Last month, Andrea at Putting up with the Turnbulls took on Spiced Beer Jelly with so much enthusiasm and determination that I couldn’t resist going there — or somewhere like there — myself. I saw this Fox Barrel Black Currant Cider and was crazy to know whether I could use it to make jelly. This is great hard cider, brewed here in California by folks who won a Gold Medal at the California State Fair. I tasted several different varieties and chose this one for its dry, slightly tart taste and beautiful tawny color. Then I proceeded to waste several bottles making bad jelly.

My first sad attempt was based on the Spiced Beer Jelly recipe in Mes Confitures, subbing hard cider for beer and making a few changes to the spices. I used only apples for pectin, nothing from a box. While I’m all for making preserves without boxed pectin, it requires a longer cooking time to achieve a set. In this case, the long cooking time completely boiled away the delicate fermented flavor of the hard cider. The resulting jelly tasted like a Jolly Rancher candy — sticky sweet, nothing subtle about it. Not at all what I had in mind.

The first attempt was pretty — but where’d the hard stuff go?

I decided to do it the easy way: Open low-sugar pectin box. Mix pectin with sugar. Pour into cider. That resulted in a much better flavor — true hard cider taste, much less sweet — and a predictable set. (They don’t call it Sure-Jell for nothin.) I used the boxed pectin a couple of different ways to determine the process I liked best, and that’s what you’ll find below. It’s pretty much true to the method called for in the Sure-Jell package insert.
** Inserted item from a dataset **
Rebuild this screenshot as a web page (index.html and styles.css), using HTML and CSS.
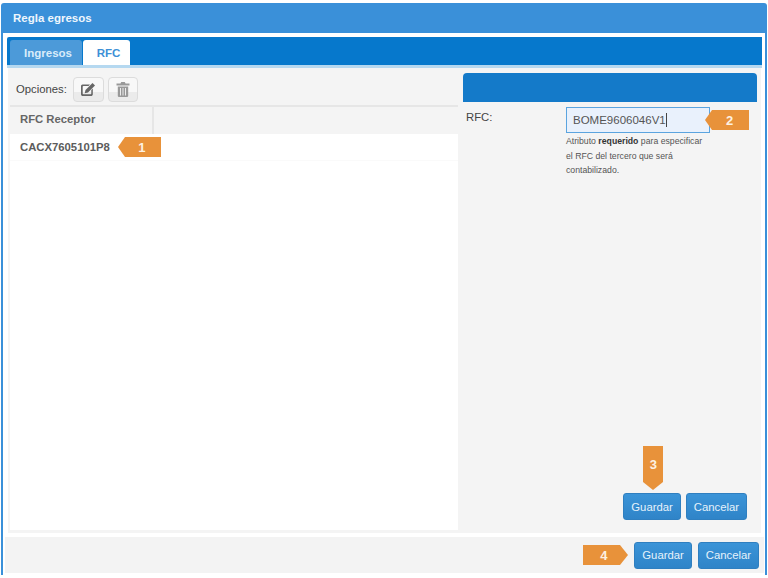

I’ll continue to make most of my preserves without added pectin, but there are times when it makes good sense to reach for the box. Hard cider is clearly one of them, and I would guess that champagne is another. Last month, I wondered aloud whether I could make my Pomegranate Champagne Jelly with only apples instead of packaged pectin, and now I believe I have the answer. If I want to keep playing around with beverage-flavored jellies that have a naturally low pectin content, the box is the bomb.

It may not be my favorite kind o’ chunky preserve, but on a little cracker with some soft cheese from the Cowgirl Creamery? Not bad at all.

Hard Apple Cider Jelly

4 1/2 cups hard apple cider
strained juice of 1 lemon
3 cups sugar
1 package Sure-Jell Low-Sugar pectin

1. Sterilize your jars and prepare your lids.

2. Measure the hard cider into a 6- or 8-quart nonreactive saucepot. Add the lemon juice.

3. Measure the sugar into a separate bowl.

4. Thoroughly mix 1/4 cup of the measured sugar with the pectin in another small bowl. Make sure this pectin-sugar mixture stays nice and dry. Set aside.

5. Bring the cider and lemon juice to a boil over high heat, then stir in the pectin-sugar mixture. Bring the resulting mixture back to a hard rolling boil — that is, a boil that doesn’t settle down when you stir it. During this phase, stir constantly and use the back of your spoon to smash up and disperse the pectin lumps that form when you add the pectin mix to the cider.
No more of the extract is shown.